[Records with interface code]
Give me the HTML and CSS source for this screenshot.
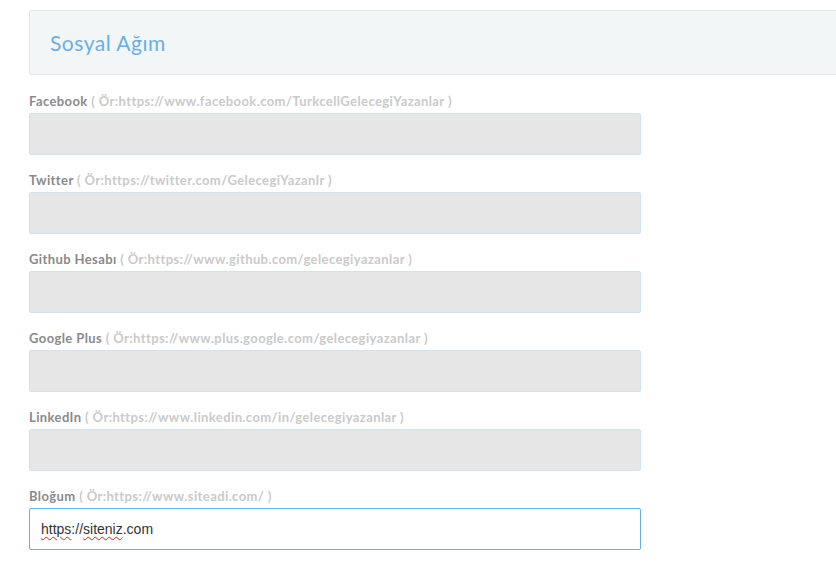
FILE: index.html
```html
<!DOCTYPE html>
<html lang="tr">
<head>
<meta charset="utf-8">
<title>Sosyal Ağım</title>
<link rel="stylesheet" href="styles.css">
</head>
<body>
<div class="page">
  <div class="panel-head"><h3 class="panel-title">Sosyal Ağım</h3></div>
  <form class="form">
    <div class="group">
      <label class="label">Facebook <span class="hint">( Ör:https://www.facebook.com/TurkcellGelecegiYazanlar )</span></label>
      <div class="field"></div>
    </div>
    <div class="group">
      <label class="label">Twitter <span class="hint">( Ör:https://twitter.com/GelecegiYazanlr )</span></label>
      <div class="field"></div>
    </div>
    <div class="group">
      <label class="label">Github Hesabı <span class="hint">( Ör:https://www.github.com/gelecegiyazanlar )</span></label>
      <div class="field"></div>
    </div>
    <div class="group">
      <label class="label">Google Plus <span class="hint">( Ör:https://www.plus.google.com/gelecegiyazanlar )</span></label>
      <div class="field"></div>
    </div>
    <div class="group">
      <label class="label">LinkedIn <span class="hint">( Ör:https://www.linkedin.com/in/gelecegiyazanlar )</span></label>
      <div class="field"></div>
    </div>
    <div class="group">
      <label class="label">Bloğum <span class="hint">( Ör:https://www.siteadi.com/ )</span></label>
      <div class="field field-focus" role="textbox"><span class="misspelt">https</span>://<span class="misspelt">siteniz</span>.com</div>
    </div>
  </form>
</div>
</body>
</html>
```
FILE: styles.css
```css
html, body {
  margin: 0;
  padding: 0;
  background: #fff;
}
body {
  font-family: "Lato", "Liberation Sans", sans-serif;
}
.page {
  padding: 10px 0 0 29px;
}
.panel-head {
  height: 63px;
  background: #f3f6f7;
  border: 1px solid #e2e8ea;
  border-right: none;
  border-radius: 3px 0 0 3px;
  display: flex;
  align-items: center;
  padding-left: 20px;
}
.panel-title {
  margin: 0;
  font-size: 21px;
  font-weight: 400;
  color: #6aaee8;
  letter-spacing: 0.5px;
}
.form {
  display: flex;
  flex-direction: column;
  gap: 17px;
  margin-top: 18px;
}
.group {
  display: flex;
  flex-direction: column;
  gap: 4px;
}
.label {
  font-size: 13px;
  line-height: 16px;
  font-weight: 700;
  color: #8a8a8a;
  letter-spacing: 0.4px;
}
.hint {
  font-weight: 700;
  color: #cacaca;
}
.field {
  width: 610px;
  height: 40px;
  background: #e6e6e6;
  border: 1px solid #cde2f2;
  border-radius: 2px;
  box-sizing: content-box;
}
.field-focus {
  background: #fff;
  border-color: #66afe9;
  font-family: "Liberation Sans", Arial, sans-serif;
  font-size: 14px;
  letter-spacing: 0;
  color: #333;
  line-height: 40px;
  padding-left: 11px;
  width: 599px;
}
.misspelt {
  text-decoration: underline wavy #e02020;
  text-decoration-thickness: 1px;
  text-underline-offset: 2px;
}
```
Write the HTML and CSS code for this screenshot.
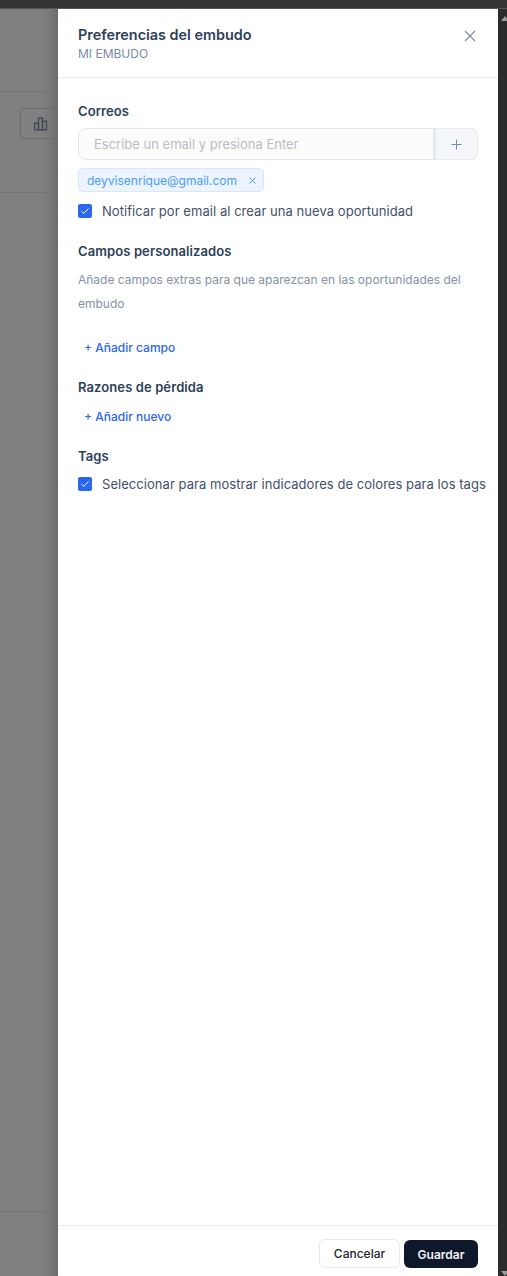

● **SET EXERCISE**: Without including any pictures, reproduce the listing exactly.

● **THE COMPLETED TASK**:
Give me the HTML and CSS source for this screenshot.
FILE: index.html
```html
<!DOCTYPE html>
<html lang="tr">
<head>
<meta charset="utf-8">
<title>Sosyal Ağım</title>
<link rel="stylesheet" href="styles.css">
</head>
<body>
<div class="page">
  <div class="panel-head"><h3 class="panel-title">Sosyal Ağım</h3></div>
  <form class="form">
    <div class="group">
      <label class="label">Facebook <span class="hint">( Ör:https://www.facebook.com/TurkcellGelecegiYazanlar )</span></label>
      <div class="field"></div>
    </div>
    <div class="group">
      <label class="label">Twitter <span class="hint">( Ör:https://twitter.com/GelecegiYazanlr )</span></label>
      <div class="field"></div>
    </div>
    <div class="group">
      <label class="label">Github Hesabı <span class="hint">( Ör:https://www.github.com/gelecegiyazanlar )</span></label>
      <div class="field"></div>
    </div>
    <div class="group">
      <label class="label">Google Plus <span class="hint">( Ör:https://www.plus.google.com/gelecegiyazanlar )</span></label>
      <div class="field"></div>
    </div>
    <div class="group">
      <label class="label">LinkedIn <span class="hint">( Ör:https://www.linkedin.com/in/gelecegiyazanlar )</span></label>
      <div class="field"></div>
    </div>
    <div class="group">
      <label class="label">Bloğum <span class="hint">( Ör:https://www.siteadi.com/ )</span></label>
      <div class="field field-focus" role="textbox"><span class="misspelt">https</span>://<span class="misspelt">siteniz</span>.com</div>
    </div>
  </form>
</div>
</body>
</html>
```
FILE: styles.css
```css
html, body {
  margin: 0;
  padding: 0;
  background: #fff;
}
body {
  font-family: "Lato", "Liberation Sans", sans-serif;
}
.page {
  padding: 10px 0 0 29px;
}
.panel-head {
  height: 63px;
  background: #f3f6f7;
  border: 1px solid #e2e8ea;
  border-right: none;
  border-radius: 3px 0 0 3px;
  display: flex;
  align-items: center;
  padding-left: 20px;
}
.panel-title {
  margin: 0;
  font-size: 21px;
  font-weight: 400;
  color: #6aaee8;
  letter-spacing: 0.5px;
}
.form {
  display: flex;
  flex-direction: column;
  gap: 17px;
  margin-top: 18px;
}
.group {
  display: flex;
  flex-direction: column;
  gap: 4px;
}
.label {
  font-size: 13px;
  line-height: 16px;
  font-weight: 700;
  color: #8a8a8a;
  letter-spacing: 0.4px;
}
.hint {
  font-weight: 700;
  color: #cacaca;
}
.field {
  width: 610px;
  height: 40px;
  background: #e6e6e6;
  border: 1px solid #cde2f2;
  border-radius: 2px;
  box-sizing: content-box;
}
.field-focus {
  background: #fff;
  border-color: #66afe9;
  font-family: "Liberation Sans", Arial, sans-serif;
  font-size: 14px;
  letter-spacing: 0;
  color: #333;
  line-height: 40px;
  padding-left: 11px;
  width: 599px;
}
.misspelt {
  text-decoration: underline wavy #e02020;
  text-decoration-thickness: 1px;
  text-underline-offset: 2px;
}
```
Write the HTML and CSS code for this screenshot.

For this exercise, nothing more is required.